Recorded information:
>>>

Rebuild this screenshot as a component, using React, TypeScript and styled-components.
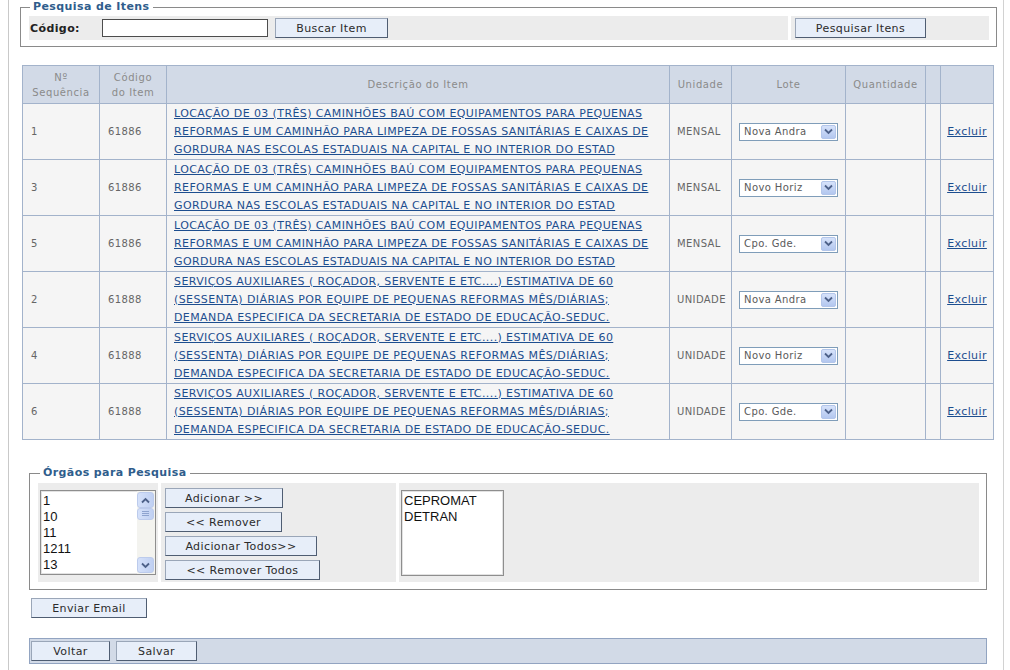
import React from "react";
import styled, { createGlobalStyle } from "styled-components";

const GlobalStyle = createGlobalStyle`
  html, body { margin: 0; padding: 0; background: #fff; }
  body {
    font-family: "DejaVu Sans", Verdana, sans-serif;
    font-size: 11px;
    letter-spacing: 0.4px;
    color: #333;
  }
`;

const Frame = styled.div`
  margin-left: 8px;
  width: 996px;
  min-height: 670px;
  box-sizing: border-box;
  border-left: 1px solid #c9c9c9;
  border-right: 1px solid #d2d2d2;
  overflow: hidden;
`;

const Fieldset = styled.fieldset<{ $top: number; $left: number; $width: number; $padTop: number; $padBottom: number }>`
  margin: ${(p) => p.$top}px 0 0 ${(p) => p.$left}px;
  width: ${(p) => p.$width}px;
  box-sizing: border-box;
  border: 1px solid #8a8a8a;
  padding: ${(p) => p.$padTop}px 7px ${(p) => p.$padBottom}px 8px;
  min-inline-size: 0;
`;

const Legend = styled.legend<{ $shift: number }>`
  margin-left: ${(p) => p.$shift}px;
  padding: 0 3px;
  font-weight: bold;
  font-size: 11px;
  line-height: 14px;
  color: #2f5d8c;
`;

const FormRow = styled.div`
  display: flex;
  gap: 3px;
  height: 24px;
`;

const FormCell = styled.div<{ $width?: number }>`
  display: flex;
  align-items: center;
  background: #ececec;
  ${(p) => (p.$width ? `width: ${p.$width}px; flex: none;` : "flex: 1;")}
`;

const FieldLabel = styled.label`
  width: 72px;
  padding-left: 1px;
  font-weight: bold;
  color: #222;
`;

const TextInput = styled.input`
  width: 166px;
  height: 18px;
  box-sizing: border-box;
  border: 1px solid #4d4d4d;
  padding: 0 3px;
  font: 11px "DejaVu Sans", Verdana, sans-serif;
  background: #fff;
`;

const Button = styled.button<{ $w: number; $gap?: number }>`
  width: ${(p) => p.$w}px;
  height: 20px;
  margin-left: ${(p) => p.$gap ?? 0}px;
  box-sizing: border-box;
  padding: 0;
  border: 1px solid #9aa6b8;
  border-right-color: #4f5d72;
  border-bottom-color: #4f5d72;
  background: #e7eef9;
  color: #2b2b2b;
  font: 11px "DejaVu Sans", Verdana, sans-serif;
  letter-spacing: 0.4px;
  flex: none;
  cursor: pointer;
`;

const ItemsTable = styled.table`
  margin: 18px 0 0 13px;
  width: 972px;
  border-collapse: collapse;
  table-layout: fixed;
`;

const HeadCell = styled.th`
  height: 37px;
  padding: 0 4px;
  border: 1px solid #a3b3cb;
  background: #d2dae7;
  color: #8a8a8a;
  font-size: 10px;
  letter-spacing: 0.6px;
  font-weight: normal;
  line-height: 15px;
  text-align: center;
  vertical-align: middle;
`;

const Cell = styled.td<{ $pad?: number; $center?: boolean }>`
  height: 55px;
  padding: 0 0 0 ${(p) => p.$pad ?? 8}px;
  border: 1px solid #a3b3cb;
  background: #f5f5f5;
  color: #666;
  font-size: 10px;
  line-height: 18px;
  vertical-align: middle;
  text-align: ${(p) => (p.$center ? "center" : "left")};
  overflow: hidden;
`;

const DescLink = styled.a`
  display: block;
  color: #1d4e8f;
  font-size: 11px;
  line-height: 18px;
  text-decoration: underline;
  cursor: pointer;
`;

const DescLine = styled.span`
  display: block;
  white-space: nowrap;
`;

const DeleteLink = styled.a`
  color: #1d4e8f;
  font-size: 11px;
  text-decoration: underline;
  cursor: pointer;
`;

const SelectBox = styled.div`
  display: flex;
  align-items: center;
  justify-content: space-between;
  width: 99px;
  height: 18px;
  box-sizing: border-box;
  border: 1px solid #7f9db9;
  background: #fff;
  padding-left: 4px;
  color: #5a5a5a;
  font-size: 10px;
  line-height: 16px;
`;

const ArrowButton = styled.span`
  display: flex;
  align-items: center;
  justify-content: center;
  width: 15px;
  height: 14px;
  margin-right: 1px;
  box-sizing: border-box;
  border: 1px solid #b3c6ea;
  border-radius: 2px;
  background: linear-gradient(#d6e2fa, #b3c7ef);
`;

const PanelRow = styled.div`
  display: flex;
  gap: 3px;
  height: 99px;
`;

const PanelCell = styled.div<{ $width?: number; $pad: string }>`
  background: #ececec;
  padding: ${(p) => p.$pad};
  box-sizing: border-box;
  ${(p) => (p.$width ? `width: ${p.$width}px; flex: none;` : "flex: 1;")}
`;

const ButtonStack = styled.div`
  display: flex;
  flex-direction: column;
  align-items: flex-start;
  gap: 4px;
`;

const ListBox = styled.div<{ $w: number; $h: number }>`
  display: flex;
  width: ${(p) => p.$w}px;
  height: ${(p) => p.$h}px;
  box-sizing: border-box;
  border: 1px solid #8e8e8e;
  box-shadow: inset 0 0 0 1px #e2e2e2;
  background: #fff;
  overflow: hidden;
`;

const ListItems = styled.div`
  flex: 1;
  padding: 2px 0 0 2px;
  font-family: "Liberation Sans", Arial, sans-serif;
  font-size: 13px;
  letter-spacing: 0;
  line-height: 16px;
  color: #111;
`;

const ScrollBar = styled.div`
  display: flex;
  flex-direction: column;
  width: 17px;
  padding: 1px 1px 1px 0;
  background: #f3f3ef;
`;

const ScrollButton = styled.div<{ $h: number }>`
  display: flex;
  align-items: center;
  justify-content: center;
  height: ${(p) => p.$h}px;
  box-sizing: border-box;
  border: 1px solid #bccbec;
  border-radius: 3px;
  background: linear-gradient(90deg, #d5e1fa, #c0d0f2);
`;

const ScrollSpace = styled.div`
  flex: 1;
`;

const EmailRow = styled.div`
  margin: 8px 0 0 22px;
`;

const ActionBar = styled.div`
  display: flex;
  align-items: center;
  margin: 20px 0 0 20px;
  width: 958px;
  height: 26px;
  box-sizing: border-box;
  padding-left: 1px;
  border: 1px solid #92a4c1;
  background: #d2dae7;
`;

const Chevron = ({ up = false }: { up?: boolean }) => (
  <svg width="9" height="7" viewBox="0 0 9 7">
    <path
      d={up ? "M1 5.5 L4.5 2 L8 5.5" : "M1 1.5 L4.5 5 L8 1.5"}
      fill="none"
      stroke="#4d6189"
      strokeWidth="1.8"
    />
  </svg>
);

const Grip = () => (
  <svg width="9" height="6" viewBox="0 0 9 6">
    <path d="M1 0.5H8M1 2.5H8M1 4.5H8" stroke="#8ea3cf" strokeWidth="1" />
  </svg>
);

const LOCACAO = [
  "LOCAÇÃO DE 03 (TRÊS) CAMINHÕES BAÚ COM EQUIPAMENTOS PARA PEQUENAS",
  "REFORMAS E UM CAMINHÃO PARA LIMPEZA DE FOSSAS SANITÁRIAS E CAIXAS DE",
  "GORDURA NAS ESCOLAS ESTADUAIS NA CAPITAL E NO INTERIOR DO ESTAD",
];

const SERVICOS = [
  "SERVIÇOS AUXILIARES ( ROÇADOR, SERVENTE E ETC....) ESTIMATIVA DE 60",
  "(SESSENTA) DIÁRIAS POR EQUIPE DE PEQUENAS REFORMAS MÊS/DIÁRIAS;",
  "DEMANDA ESPECIFICA DA SECRETARIA DE ESTADO DE EDUCAÇÃO-SEDUC.",
];

const items = [
  { seq: 1, code: "61886", desc: LOCACAO, unit: "MENSAL", lote: "Nova Andra" },
  { seq: 3, code: "61886", desc: LOCACAO, unit: "MENSAL", lote: "Novo Horiz" },
  { seq: 5, code: "61886", desc: LOCACAO, unit: "MENSAL", lote: "Cpo. Gde." },
  { seq: 2, code: "61888", desc: SERVICOS, unit: "UNIDADE", lote: "Nova Andra" },
  { seq: 4, code: "61888", desc: SERVICOS, unit: "UNIDADE", lote: "Novo Horiz" },
  { seq: 6, code: "61888", desc: SERVICOS, unit: "UNIDADE", lote: "Cpo. Gde." },
];

const columns = [77, 67, 503, 62, 114, 80, 15, 53];

const orgaosDisponiveis = ["1", "10", "11", "1211", "13"];
const orgaosSelecionados = ["CEPROMAT", "DETRAN"];

export default function App() {
  return (
    <>
      <GlobalStyle />
      <Frame>
        <Fieldset $top={0} $left={11} $width={977} $padTop={2} $padBottom={6}>
          <Legend $shift={1}>Pesquisa de Itens</Legend>
          <FormRow>
            <FormCell $width={759}>
              <FieldLabel>Código:</FieldLabel>
              <TextInput type="text" />
              <Button $w={113} $gap={7}>Buscar Item</Button>
            </FormCell>
            <FormCell>
              <Button $w={131} $gap={4}>Pesquisar Itens</Button>
            </FormCell>
          </FormRow>
        </Fieldset>

        <ItemsTable>
          <colgroup>
            {columns.map((w, i) => (
              <col key={i} style={{ width: w }} />
            ))}
          </colgroup>
          <thead>
            <tr>
              <HeadCell>
                Nº
                <br />
                Sequência
              </HeadCell>
              <HeadCell>
                Código
                <br />
                do Item
              </HeadCell>
              <HeadCell>Descrição do Item</HeadCell>
              <HeadCell>Unidade</HeadCell>
              <HeadCell>Lote</HeadCell>
              <HeadCell>Quantidade</HeadCell>
              <HeadCell />
              <HeadCell />
            </tr>
          </thead>
          <tbody>
            {items.map((it, i) => (
              <tr key={i}>
                <Cell>{it.seq}</Cell>
                <Cell>{it.code}</Cell>
                <Cell $pad={7}>
                  <DescLink>
                    {it.desc.map((line) => (
                      <DescLine key={line}>{line}</DescLine>
                    ))}
                  </DescLink>
                </Cell>
                <Cell $pad={7}>{it.unit}</Cell>
                <Cell $pad={7}>
                  <SelectBox>
                    {it.lote}
                    <ArrowButton>
                      <Chevron />
                    </ArrowButton>
                  </SelectBox>
                </Cell>
                <Cell />
                <Cell />
                <Cell $pad={0} $center>
                  <DeleteLink>Excluir</DeleteLink>
                </Cell>
              </tr>
            ))}
          </tbody>
        </ItemsTable>

        <Fieldset $top={26} $left={20} $width={958} $padTop={3} $padBottom={7}>
          <Legend $shift={2}>Órgãos para Pesquisa</Legend>
          <PanelRow>
            <PanelCell $width={120} $pad="7px 0 0 2px">
              <ListBox $w={116} $h={85}>
                <ListItems>
                  {orgaosDisponiveis.map((o) => (
                    <div key={o}>{o}</div>
                  ))}
                </ListItems>
                <ScrollBar>
                  <ScrollButton $h={16}>
                    <Chevron up />
                  </ScrollButton>
                  <ScrollButton $h={12}>
                    <Grip />
                  </ScrollButton>
                  <ScrollSpace />
                  <ScrollButton $h={16}>
                    <Chevron />
                  </ScrollButton>
                </ScrollBar>
              </ListBox>
            </PanelCell>
            <PanelCell $width={235} $pad="5px 0 0 4px">
              <ButtonStack>
                <Button $w={118}>Adicionar &gt;&gt;</Button>
                <Button $w={117}>&lt;&lt; Remover</Button>
                <Button $w={152}>Adicionar Todos&gt;&gt;</Button>
                <Button $w={155}>&lt;&lt; Remover Todos</Button>
              </ButtonStack>
            </PanelCell>
            <PanelCell $pad="7px 0 0 2px">
              <ListBox $w={103} $h={86}>
                <ListItems>
                  {orgaosSelecionados.map((o) => (
                    <div key={o}>{o}</div>
                  ))}
                </ListItems>
              </ListBox>
            </PanelCell>
          </PanelRow>
        </Fieldset>

        <EmailRow>
          <Button $w={116}>Enviar Email</Button>
        </EmailRow>

        <ActionBar>
          <Button $w={79}>Voltar</Button>
          <Button $w={81} $gap={6}>
            Salvar
          </Button>
        </ActionBar>
      </Frame>
    </>
  );
}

<<<

Required work: Locate all lines in the listing above with the word "React" and copy them.

Task solution:
Rebuild this screenshot as a component, using React, TypeScript and styled-components.
import React from "react";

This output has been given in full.